I am anxious to help the House to reach a decision on the Clause. I remind hon. Members of its comparatively narrow range. We are not talking about taking houses out of the Rent Act, or out of the improvement provisions, but dealing with the comparatively narrow problem of the landlord who cannot make the repairs without entering the house and who is refused the tenant's permission to go into the house, so that he has to obtain the court's permission to enter.

The different views were clearly deployed in Committee. When we presented the Bill to the House, our view was that the direction to the court—and it is a direction and not a pious hope—that it must consider the means of the tenant in relation to the increase in rent was a fairly firm protection and sufficient in itself to cover instances where hardship would be caused.

However, in Committee different views were forcefully advanced by my hon. Friends the Member for Salford, East (Mr. Frank Allaun) and the Member for Birmingham, Aston (Mr. Julius Silverman), who said that the court might not be clear about modern standards of the costs of living. It is arguable that the judge might think in terms of his youth when £16 a week meant that he was a rich man when he first earned that amount at the Bar. A judge has to be brought into the 20th century and we should ensure that he understands existing levels of income and expenditure.

We promised to look at ways in which we could convey that to the court. That we have done, and we found difficulty in defining a provision sufficiently specific to have some meaning, but not so peremptory as to become a direction to the court about what it must do in minute detail. We came to the conclusion that we should use a gate through rate rebates, so that if there were a rebate, the landlord would be unable to get a compulsory order. It has been suggested that the number of people affected by rate rebates is very small.

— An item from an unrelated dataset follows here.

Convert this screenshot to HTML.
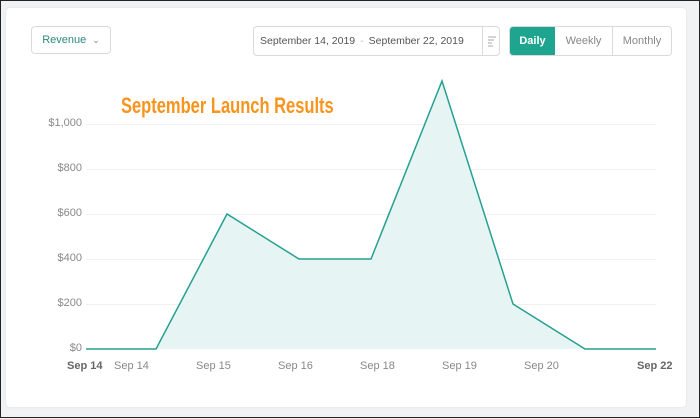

In fact, about 50,000 private tenants are affected, apart from a number of owner-occupiers. I point out to my hon. Friend the Member for South Shields (Mr. Blenkinsop) that people on supplementary benefits would receive assistance. These would be the people who would be protected.

Let us compare the two proposals. My hon. Friend's tariff is higher than ours and, except for large families or where there are very heavy rates, people would be caught by his criterion who would not be caught by ours. Secondly, he proposes to put into the Bill a firm figure. If levels of money incomes rise, £16 a week may well become trivial as a proportion of income, and it may be very complicated to alter the figure in the Bill. The rate rebate figure, on the other hand, is in my right hon. Friend's hands, and he can make an order to vary it. He has already altered it once, which shows that he takes the responsibility seriously. Clearly, it is a more flexible instrument.

My hon. Friend mentioned the problem of eviction. My hon. Friend knows, and I will not imply that he does not know, that the people concerned will remain under the Rent Act and will have the security of the Rent Act. They will have both the basic and the detailed protection given to tenants under rent control. It would not be possible for a landlord without a court order to evict someone who had failed to pay his rent. The landlord would have to go to court and to justify his request. It is highly unlikely that a county court judge would make a peremptory eviction order if it were clear that the rent was beyond the tenant's means.

Mr. Frank Allaun

I do not want to detain the House unduly, but this is a most important point. Let us consider the circumstances in which the tenant is taken to court by the landlord and his rent is trebled. He says, "I cannot afford to pay that rent and I will not pay it". He is then taken to court for an eviction order. Is my hon. Friend suggesting that the landlord will not get an eviction order? Of course he will, because the court has instructed that the improvement should take place and that the rent should be trebled.

Mr. MacColl

It would not be part of the same operation. There would be an order for entry and then, if there were rent arrears, there would have to be a request for another order. I will not speculate on what a judge would do, but I think that in most cases a judge would take a very sympathetic view of the situation and would make an order for the payment of arrears by very small amounts. I do not think that judges lightly order evictions.

May I inform my hon. Friend the Member for South Shields that under the law the local authorities can acquire property compulsorily for improvement. This is a difficult problem of holding the balance between the different views we have heard tonight, the views of the people who say that the improvement of the property is so essential that we must put that first, and the view of my hon. Friend that this could be a most dangerous instrument.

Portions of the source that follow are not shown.